Court of Appeal Rules on Tarion Warranty Corporation’s Purchase Rider
According to a story in the Toronto Star, Ontario’s highest court has ruled against Tarion Warranty Corporation regarding its compulsory addendum form. According to the Court of Appeals, the addendum that is attached to each builder agreement is complex, particularly confusing, and lacks consumer protection.
In 2016, Anthony Ingarra signed an agreement to purchase a house from Previn Homes. This agreement had the mandatory Tarion addendum and a firm closing date of January 11, 2018. However, on that date, the builder could not close because it did not have the municipal occupancy permit. Instead, the permit was issued the following day.
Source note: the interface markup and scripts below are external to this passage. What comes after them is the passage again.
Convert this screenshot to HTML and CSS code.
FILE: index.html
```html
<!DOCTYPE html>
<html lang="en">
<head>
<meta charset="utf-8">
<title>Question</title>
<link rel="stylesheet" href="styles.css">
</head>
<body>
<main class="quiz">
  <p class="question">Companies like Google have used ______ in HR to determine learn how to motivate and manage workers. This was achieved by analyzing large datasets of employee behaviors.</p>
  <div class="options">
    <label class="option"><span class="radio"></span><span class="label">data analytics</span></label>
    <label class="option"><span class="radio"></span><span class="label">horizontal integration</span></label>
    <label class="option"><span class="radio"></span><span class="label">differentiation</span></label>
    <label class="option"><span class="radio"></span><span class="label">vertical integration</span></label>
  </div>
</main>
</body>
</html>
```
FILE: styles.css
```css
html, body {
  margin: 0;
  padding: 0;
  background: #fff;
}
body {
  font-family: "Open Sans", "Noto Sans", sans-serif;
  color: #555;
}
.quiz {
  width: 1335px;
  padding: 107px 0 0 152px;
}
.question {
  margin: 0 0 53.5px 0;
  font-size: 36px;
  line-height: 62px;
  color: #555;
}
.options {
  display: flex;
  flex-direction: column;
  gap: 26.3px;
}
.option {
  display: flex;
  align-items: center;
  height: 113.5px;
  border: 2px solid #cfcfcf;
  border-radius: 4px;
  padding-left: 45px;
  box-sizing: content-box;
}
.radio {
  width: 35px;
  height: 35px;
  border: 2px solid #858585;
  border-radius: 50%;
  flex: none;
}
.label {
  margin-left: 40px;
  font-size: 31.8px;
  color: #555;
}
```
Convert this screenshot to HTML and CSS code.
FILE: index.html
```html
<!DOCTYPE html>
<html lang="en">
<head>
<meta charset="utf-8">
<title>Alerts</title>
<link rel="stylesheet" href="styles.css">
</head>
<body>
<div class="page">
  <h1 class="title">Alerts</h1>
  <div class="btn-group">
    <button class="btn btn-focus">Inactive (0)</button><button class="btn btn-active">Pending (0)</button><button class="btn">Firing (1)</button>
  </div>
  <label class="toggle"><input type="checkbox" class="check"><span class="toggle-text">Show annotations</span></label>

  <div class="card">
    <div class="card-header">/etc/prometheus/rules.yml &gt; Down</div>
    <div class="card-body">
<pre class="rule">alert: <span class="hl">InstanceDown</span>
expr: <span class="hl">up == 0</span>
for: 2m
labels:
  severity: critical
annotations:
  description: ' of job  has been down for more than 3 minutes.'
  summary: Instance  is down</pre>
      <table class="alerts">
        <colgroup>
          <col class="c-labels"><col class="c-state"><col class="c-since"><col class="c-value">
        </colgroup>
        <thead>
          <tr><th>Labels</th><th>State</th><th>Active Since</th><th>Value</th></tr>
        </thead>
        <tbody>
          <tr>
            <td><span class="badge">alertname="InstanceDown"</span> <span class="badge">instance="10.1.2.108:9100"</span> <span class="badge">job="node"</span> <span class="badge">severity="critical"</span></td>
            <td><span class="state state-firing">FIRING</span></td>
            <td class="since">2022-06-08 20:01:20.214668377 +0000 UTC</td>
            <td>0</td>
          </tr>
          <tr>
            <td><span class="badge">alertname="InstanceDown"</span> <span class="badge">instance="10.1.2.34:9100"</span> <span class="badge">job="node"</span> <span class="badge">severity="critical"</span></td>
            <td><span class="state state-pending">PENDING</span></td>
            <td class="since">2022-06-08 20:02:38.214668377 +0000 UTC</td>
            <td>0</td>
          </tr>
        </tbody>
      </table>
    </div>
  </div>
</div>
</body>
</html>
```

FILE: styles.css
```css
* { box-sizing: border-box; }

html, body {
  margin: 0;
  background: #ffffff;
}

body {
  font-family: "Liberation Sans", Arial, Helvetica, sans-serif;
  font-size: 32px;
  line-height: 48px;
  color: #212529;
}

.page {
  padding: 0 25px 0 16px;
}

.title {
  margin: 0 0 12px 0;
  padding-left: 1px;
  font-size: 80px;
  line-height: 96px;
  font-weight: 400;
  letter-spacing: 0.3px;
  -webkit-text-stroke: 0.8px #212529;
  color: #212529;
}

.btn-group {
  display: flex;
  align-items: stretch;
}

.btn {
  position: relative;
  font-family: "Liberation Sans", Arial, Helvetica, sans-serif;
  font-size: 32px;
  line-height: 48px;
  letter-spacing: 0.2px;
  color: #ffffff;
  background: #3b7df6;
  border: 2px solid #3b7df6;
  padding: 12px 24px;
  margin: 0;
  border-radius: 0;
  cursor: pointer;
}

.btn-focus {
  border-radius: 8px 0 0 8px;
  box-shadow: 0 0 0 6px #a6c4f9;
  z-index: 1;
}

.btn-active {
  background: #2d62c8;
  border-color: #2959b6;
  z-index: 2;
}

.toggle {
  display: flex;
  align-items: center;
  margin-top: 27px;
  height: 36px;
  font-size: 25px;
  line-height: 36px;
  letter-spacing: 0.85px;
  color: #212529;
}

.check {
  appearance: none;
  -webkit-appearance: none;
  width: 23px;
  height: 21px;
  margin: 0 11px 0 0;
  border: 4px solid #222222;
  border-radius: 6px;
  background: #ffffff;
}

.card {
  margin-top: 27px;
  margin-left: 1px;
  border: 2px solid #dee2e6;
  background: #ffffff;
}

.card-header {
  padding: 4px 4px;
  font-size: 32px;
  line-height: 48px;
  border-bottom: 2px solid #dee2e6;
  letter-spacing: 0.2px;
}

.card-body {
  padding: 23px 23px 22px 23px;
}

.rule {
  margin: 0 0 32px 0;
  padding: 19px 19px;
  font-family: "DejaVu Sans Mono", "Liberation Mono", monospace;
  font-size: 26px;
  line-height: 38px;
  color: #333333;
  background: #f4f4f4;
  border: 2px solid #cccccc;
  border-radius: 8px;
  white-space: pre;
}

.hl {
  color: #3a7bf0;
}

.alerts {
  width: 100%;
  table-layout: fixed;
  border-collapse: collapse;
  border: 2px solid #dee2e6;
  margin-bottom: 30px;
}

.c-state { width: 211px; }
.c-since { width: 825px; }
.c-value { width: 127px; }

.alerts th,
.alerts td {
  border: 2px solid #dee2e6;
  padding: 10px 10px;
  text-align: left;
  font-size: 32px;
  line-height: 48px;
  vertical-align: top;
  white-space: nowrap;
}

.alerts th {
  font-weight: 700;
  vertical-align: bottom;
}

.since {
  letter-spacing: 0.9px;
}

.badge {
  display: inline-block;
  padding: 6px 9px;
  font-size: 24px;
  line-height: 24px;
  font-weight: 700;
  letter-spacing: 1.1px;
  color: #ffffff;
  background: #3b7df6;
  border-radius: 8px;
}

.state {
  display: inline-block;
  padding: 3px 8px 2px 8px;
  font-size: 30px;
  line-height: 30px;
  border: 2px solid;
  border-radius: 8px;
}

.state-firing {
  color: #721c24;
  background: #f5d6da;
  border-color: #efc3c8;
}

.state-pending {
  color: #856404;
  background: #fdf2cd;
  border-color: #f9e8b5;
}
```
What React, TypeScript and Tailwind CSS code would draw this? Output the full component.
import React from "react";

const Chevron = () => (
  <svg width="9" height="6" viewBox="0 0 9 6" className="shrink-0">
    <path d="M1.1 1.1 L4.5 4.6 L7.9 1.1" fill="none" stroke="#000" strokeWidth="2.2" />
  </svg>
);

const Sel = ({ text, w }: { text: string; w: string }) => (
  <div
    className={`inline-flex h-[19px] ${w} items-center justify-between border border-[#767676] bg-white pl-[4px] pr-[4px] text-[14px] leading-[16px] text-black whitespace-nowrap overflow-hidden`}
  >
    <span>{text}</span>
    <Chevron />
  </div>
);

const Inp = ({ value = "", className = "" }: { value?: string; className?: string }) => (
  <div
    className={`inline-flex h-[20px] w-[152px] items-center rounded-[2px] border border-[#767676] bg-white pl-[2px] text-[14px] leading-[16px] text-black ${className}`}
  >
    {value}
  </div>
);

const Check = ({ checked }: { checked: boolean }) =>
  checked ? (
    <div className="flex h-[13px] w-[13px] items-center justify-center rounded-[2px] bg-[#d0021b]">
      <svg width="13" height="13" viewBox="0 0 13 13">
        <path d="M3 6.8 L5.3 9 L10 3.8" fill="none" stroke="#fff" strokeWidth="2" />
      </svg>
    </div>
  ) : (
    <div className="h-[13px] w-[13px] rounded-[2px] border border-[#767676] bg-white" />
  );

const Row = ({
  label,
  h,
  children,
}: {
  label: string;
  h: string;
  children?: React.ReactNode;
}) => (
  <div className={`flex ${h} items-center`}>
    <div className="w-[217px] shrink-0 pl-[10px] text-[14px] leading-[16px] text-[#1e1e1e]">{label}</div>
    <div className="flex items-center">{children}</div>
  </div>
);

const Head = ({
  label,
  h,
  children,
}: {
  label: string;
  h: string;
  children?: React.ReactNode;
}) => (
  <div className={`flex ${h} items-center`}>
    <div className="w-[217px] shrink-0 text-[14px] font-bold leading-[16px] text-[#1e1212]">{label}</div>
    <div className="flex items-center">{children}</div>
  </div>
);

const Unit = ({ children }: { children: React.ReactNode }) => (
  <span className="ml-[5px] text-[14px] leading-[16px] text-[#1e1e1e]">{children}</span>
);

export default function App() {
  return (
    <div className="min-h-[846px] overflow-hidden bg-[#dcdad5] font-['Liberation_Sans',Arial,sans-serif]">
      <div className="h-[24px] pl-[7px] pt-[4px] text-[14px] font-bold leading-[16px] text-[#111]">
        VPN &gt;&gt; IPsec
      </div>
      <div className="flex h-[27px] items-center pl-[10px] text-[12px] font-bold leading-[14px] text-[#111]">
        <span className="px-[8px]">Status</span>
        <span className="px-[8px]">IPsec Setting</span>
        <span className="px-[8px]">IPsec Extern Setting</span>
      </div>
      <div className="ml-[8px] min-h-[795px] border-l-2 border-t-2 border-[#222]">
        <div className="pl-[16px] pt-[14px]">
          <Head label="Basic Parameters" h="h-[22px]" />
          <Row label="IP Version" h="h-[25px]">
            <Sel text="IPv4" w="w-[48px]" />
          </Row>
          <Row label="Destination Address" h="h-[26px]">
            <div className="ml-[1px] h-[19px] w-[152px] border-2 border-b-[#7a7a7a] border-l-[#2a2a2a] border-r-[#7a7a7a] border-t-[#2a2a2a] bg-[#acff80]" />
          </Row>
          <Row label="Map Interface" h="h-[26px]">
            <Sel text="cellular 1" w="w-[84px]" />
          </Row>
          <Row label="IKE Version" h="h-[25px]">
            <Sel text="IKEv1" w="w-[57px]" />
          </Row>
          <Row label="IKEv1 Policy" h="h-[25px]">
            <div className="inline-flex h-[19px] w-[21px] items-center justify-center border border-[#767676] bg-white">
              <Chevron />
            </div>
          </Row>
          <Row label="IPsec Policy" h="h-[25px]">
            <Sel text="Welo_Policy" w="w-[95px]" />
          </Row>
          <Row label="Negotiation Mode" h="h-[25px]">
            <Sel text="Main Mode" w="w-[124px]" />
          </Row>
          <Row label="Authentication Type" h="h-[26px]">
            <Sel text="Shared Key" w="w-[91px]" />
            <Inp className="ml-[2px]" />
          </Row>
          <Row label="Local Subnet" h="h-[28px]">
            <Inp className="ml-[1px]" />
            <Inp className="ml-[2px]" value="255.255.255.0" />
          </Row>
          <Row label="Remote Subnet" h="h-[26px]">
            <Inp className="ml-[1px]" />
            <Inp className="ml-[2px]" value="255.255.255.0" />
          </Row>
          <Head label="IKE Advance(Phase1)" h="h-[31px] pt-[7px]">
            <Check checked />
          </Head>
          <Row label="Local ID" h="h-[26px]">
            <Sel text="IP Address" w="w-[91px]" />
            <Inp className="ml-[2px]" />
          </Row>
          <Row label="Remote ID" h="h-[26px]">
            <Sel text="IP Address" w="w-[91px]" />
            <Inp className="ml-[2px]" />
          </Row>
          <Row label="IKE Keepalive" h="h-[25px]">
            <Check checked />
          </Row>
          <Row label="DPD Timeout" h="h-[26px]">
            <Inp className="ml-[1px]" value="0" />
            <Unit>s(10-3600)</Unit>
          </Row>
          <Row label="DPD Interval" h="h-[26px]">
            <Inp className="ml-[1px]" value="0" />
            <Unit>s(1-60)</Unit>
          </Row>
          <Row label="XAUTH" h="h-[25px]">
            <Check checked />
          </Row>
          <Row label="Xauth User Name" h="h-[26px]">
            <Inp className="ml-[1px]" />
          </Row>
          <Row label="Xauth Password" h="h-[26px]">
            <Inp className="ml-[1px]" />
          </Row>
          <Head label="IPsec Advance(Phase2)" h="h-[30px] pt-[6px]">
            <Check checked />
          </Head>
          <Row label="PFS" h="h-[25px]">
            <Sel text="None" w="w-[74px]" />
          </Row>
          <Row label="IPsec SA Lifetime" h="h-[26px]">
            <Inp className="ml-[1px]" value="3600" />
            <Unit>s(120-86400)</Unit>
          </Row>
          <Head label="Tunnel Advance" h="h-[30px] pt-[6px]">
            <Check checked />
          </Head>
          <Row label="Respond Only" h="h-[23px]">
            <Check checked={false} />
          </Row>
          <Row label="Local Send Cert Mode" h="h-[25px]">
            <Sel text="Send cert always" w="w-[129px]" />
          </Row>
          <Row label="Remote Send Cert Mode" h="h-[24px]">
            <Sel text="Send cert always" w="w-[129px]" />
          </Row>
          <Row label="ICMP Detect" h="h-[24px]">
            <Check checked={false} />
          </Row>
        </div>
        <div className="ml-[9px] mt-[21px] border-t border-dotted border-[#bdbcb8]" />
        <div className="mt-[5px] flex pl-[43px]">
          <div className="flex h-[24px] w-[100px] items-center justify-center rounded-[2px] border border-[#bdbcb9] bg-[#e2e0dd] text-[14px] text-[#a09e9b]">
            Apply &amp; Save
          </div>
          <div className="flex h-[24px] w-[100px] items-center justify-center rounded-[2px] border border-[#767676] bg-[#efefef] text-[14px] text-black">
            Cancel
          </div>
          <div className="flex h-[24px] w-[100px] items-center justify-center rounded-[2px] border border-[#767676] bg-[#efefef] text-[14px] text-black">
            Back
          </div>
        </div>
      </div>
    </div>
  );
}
Unfortunately, Ingarra was not ready to close on this date either as he was not in funds. His lender requested five more days to approve the loan, but the home was incomplete when the appraiser inspected it prior to closing.
According to the Tarion addendum, a compulsory framework must be followed when closings are extended. If the builder is not able to close by the agreed-upon closing date and does not provide notice of the delay, the addendum mandates that the new delayed closing date be 90 days later, unless both parties come to a different agreement.
Legal counsel for both the builder and the buyer paid no regard to the addendum and agreed that the new closing date would be January 15th, which was then moved to January 17th. On January 17th, Ingarra asked for an extension of one more day to close. The builder’s lawyers declined the request, terminated the transaction, and kept Ingarra’s deposit.
Unwilling to give up that easily, Ingarra applied to the Superior Court, asking them to force the builder to close. In May 2019, the judge ruled that Previn Homes breached their contract and ordered that the sale be completed. The builder then appealed to the Court of Appeal.
Justice Peter Lauwers, on behalf of the three-judge panel, ruled that Previn Homes’ termination of the contract was valid. If Ingarra had invoked the automatic 90-day extension provided in the addendum, he could have agreed to close sooner. Since he did not, he no longer had certain rights.
Justice Lauwers commented that reaching this decision gave him no satisfaction. He went on to point out that the Tarion Addendum does not even begin to protect consumers. It’s small-font, single-spaced convoluted, long, and obscured document is a dangerous trap for trusting laypeople.